• [Problem description]:
Scan the lines below for the word "React". Copy each line you find it in.

• [Task material]:

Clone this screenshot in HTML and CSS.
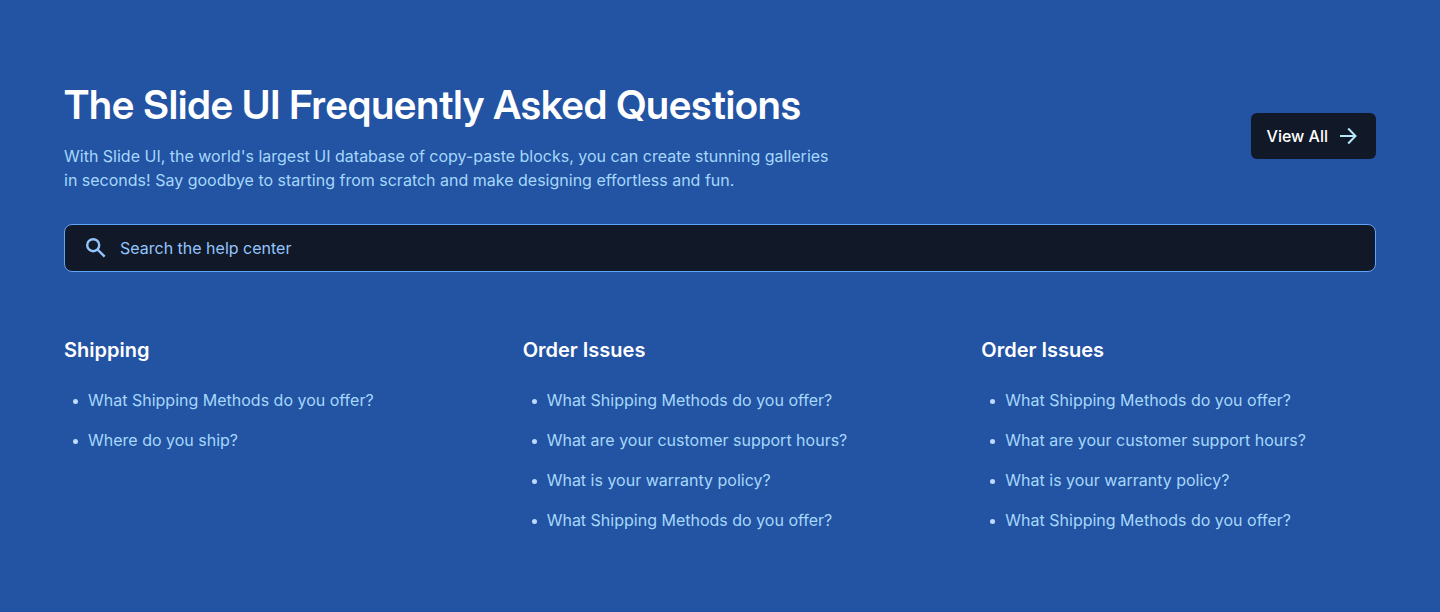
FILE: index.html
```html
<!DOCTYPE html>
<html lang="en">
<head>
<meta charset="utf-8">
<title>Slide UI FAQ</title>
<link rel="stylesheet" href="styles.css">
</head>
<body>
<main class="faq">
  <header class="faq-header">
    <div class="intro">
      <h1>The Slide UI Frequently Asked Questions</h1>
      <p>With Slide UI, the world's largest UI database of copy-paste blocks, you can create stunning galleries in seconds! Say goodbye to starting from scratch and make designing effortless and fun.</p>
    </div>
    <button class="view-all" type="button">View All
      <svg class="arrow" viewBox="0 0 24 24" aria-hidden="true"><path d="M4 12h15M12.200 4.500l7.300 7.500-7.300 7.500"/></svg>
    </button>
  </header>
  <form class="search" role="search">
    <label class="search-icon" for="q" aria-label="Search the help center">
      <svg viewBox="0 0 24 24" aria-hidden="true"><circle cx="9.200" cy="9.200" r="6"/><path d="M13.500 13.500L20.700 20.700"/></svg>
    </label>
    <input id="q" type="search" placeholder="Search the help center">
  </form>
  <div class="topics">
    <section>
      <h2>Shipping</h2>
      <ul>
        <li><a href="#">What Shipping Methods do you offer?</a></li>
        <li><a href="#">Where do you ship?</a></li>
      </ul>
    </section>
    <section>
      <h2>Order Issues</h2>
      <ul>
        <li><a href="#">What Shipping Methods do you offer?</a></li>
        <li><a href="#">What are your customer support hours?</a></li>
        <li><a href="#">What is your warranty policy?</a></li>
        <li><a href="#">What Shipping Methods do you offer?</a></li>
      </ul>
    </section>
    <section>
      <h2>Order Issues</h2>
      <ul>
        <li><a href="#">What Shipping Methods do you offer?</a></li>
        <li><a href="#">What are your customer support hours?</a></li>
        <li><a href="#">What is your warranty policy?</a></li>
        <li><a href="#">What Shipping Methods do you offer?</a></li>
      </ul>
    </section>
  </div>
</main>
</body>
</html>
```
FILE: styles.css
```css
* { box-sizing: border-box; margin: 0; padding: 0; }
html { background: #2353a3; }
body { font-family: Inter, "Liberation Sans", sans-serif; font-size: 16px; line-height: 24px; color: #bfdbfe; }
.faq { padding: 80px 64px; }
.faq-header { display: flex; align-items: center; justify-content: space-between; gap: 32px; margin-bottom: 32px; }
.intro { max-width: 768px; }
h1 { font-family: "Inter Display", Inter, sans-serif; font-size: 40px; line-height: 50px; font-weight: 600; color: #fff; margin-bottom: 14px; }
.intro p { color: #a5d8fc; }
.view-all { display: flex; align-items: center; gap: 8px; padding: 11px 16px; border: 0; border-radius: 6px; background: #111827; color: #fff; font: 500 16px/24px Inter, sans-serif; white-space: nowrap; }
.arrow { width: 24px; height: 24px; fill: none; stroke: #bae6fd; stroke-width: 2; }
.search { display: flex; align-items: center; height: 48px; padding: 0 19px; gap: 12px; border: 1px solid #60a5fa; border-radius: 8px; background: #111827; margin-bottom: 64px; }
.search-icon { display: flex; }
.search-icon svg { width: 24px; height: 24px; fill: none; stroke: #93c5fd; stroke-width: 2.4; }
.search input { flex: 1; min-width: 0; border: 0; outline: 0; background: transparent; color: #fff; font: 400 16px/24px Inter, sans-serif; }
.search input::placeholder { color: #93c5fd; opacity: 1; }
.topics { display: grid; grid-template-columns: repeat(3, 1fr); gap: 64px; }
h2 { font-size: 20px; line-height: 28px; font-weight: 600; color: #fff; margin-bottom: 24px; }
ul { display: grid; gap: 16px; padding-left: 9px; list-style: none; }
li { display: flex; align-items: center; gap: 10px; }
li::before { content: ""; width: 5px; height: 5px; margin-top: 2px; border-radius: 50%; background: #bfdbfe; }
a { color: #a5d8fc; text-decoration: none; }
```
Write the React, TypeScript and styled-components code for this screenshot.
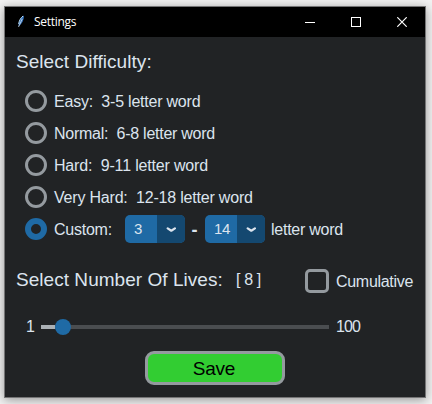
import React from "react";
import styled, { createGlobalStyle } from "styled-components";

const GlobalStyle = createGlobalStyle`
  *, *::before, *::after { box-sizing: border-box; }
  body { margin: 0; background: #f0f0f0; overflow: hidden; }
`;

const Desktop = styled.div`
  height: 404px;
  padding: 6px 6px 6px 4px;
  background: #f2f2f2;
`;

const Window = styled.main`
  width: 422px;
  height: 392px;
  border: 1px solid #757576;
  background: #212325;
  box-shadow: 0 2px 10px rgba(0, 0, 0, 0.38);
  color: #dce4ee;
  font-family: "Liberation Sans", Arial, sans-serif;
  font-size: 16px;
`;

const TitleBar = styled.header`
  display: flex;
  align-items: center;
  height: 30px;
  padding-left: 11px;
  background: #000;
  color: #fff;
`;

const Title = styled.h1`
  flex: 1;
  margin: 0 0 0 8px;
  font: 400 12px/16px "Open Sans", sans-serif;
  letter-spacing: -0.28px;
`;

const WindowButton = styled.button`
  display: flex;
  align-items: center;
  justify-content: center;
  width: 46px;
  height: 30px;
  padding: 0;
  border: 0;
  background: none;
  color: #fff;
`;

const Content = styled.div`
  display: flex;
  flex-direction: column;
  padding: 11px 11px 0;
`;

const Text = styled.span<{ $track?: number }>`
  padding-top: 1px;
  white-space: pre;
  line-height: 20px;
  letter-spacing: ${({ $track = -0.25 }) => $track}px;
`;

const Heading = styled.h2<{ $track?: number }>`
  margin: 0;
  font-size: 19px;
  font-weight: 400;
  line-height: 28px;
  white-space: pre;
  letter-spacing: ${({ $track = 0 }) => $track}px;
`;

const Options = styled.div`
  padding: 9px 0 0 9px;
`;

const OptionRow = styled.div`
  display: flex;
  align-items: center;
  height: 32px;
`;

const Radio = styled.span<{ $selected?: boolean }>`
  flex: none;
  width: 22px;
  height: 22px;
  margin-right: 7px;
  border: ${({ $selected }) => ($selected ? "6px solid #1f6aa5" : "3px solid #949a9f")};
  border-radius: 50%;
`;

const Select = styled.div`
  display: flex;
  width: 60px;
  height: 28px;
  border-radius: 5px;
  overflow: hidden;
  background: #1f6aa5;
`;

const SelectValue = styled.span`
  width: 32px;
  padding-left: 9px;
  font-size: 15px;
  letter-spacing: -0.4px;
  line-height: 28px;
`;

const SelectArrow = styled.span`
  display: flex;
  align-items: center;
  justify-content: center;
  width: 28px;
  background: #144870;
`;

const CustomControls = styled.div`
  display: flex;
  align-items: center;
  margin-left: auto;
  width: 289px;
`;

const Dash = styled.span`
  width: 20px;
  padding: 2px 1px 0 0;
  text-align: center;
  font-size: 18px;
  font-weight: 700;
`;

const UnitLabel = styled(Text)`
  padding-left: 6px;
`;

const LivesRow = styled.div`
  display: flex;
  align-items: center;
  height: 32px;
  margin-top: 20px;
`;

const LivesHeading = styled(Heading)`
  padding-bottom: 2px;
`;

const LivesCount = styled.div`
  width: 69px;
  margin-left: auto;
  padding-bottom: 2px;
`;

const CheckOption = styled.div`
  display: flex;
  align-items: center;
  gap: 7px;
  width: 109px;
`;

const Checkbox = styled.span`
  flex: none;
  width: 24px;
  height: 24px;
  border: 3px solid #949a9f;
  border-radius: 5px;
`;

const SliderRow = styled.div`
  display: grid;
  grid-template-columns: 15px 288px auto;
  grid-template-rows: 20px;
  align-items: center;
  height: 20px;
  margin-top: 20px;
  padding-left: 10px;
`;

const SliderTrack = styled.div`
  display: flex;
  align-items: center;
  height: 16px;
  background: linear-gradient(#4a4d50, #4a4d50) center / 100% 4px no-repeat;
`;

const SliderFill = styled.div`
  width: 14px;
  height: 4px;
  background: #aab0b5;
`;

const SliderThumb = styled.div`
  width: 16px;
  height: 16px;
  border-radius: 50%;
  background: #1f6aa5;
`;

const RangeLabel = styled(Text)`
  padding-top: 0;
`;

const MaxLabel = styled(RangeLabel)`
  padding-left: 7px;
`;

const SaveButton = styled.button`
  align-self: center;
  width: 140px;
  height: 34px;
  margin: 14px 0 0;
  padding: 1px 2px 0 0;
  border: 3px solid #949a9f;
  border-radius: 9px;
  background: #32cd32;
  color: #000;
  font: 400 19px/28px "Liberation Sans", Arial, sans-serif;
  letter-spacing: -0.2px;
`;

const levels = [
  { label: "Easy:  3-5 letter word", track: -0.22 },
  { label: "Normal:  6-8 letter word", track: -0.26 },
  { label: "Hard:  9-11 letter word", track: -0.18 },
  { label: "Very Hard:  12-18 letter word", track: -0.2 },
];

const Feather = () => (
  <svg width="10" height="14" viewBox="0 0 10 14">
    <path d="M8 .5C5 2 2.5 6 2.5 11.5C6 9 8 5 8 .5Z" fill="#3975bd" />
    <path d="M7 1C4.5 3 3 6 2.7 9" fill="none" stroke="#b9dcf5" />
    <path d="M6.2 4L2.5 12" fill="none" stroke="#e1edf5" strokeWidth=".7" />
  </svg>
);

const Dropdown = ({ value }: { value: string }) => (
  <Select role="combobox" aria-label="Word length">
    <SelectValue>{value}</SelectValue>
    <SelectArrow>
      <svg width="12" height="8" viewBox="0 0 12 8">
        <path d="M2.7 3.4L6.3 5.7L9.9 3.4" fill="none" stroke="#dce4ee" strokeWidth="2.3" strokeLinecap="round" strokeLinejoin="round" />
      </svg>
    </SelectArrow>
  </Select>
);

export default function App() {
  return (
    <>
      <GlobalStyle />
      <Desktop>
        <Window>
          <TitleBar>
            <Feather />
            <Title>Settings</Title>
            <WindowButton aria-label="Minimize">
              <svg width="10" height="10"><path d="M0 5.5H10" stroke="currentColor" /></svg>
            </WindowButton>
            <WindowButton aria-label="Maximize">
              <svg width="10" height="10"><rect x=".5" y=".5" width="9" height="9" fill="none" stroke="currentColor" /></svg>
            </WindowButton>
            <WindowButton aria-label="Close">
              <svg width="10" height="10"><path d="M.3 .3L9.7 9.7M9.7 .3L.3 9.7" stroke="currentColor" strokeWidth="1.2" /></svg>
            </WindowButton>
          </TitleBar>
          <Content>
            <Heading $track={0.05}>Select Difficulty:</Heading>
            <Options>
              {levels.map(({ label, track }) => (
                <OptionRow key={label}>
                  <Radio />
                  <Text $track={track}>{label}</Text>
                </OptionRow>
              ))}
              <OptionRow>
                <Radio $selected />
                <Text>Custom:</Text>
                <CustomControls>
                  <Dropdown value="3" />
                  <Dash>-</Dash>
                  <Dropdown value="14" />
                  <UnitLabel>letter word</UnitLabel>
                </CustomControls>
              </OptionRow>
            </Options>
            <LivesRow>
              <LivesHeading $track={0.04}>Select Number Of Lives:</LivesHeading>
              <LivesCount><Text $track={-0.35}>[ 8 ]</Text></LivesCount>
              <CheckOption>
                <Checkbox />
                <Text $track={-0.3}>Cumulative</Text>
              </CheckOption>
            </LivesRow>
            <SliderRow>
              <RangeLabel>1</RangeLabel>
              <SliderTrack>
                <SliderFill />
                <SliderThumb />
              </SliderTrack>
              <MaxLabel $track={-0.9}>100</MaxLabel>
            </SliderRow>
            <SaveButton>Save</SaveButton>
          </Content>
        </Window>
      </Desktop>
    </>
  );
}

• [Exercise answer]:
Write the React, TypeScript and styled-components code for this screenshot.
import React from "react";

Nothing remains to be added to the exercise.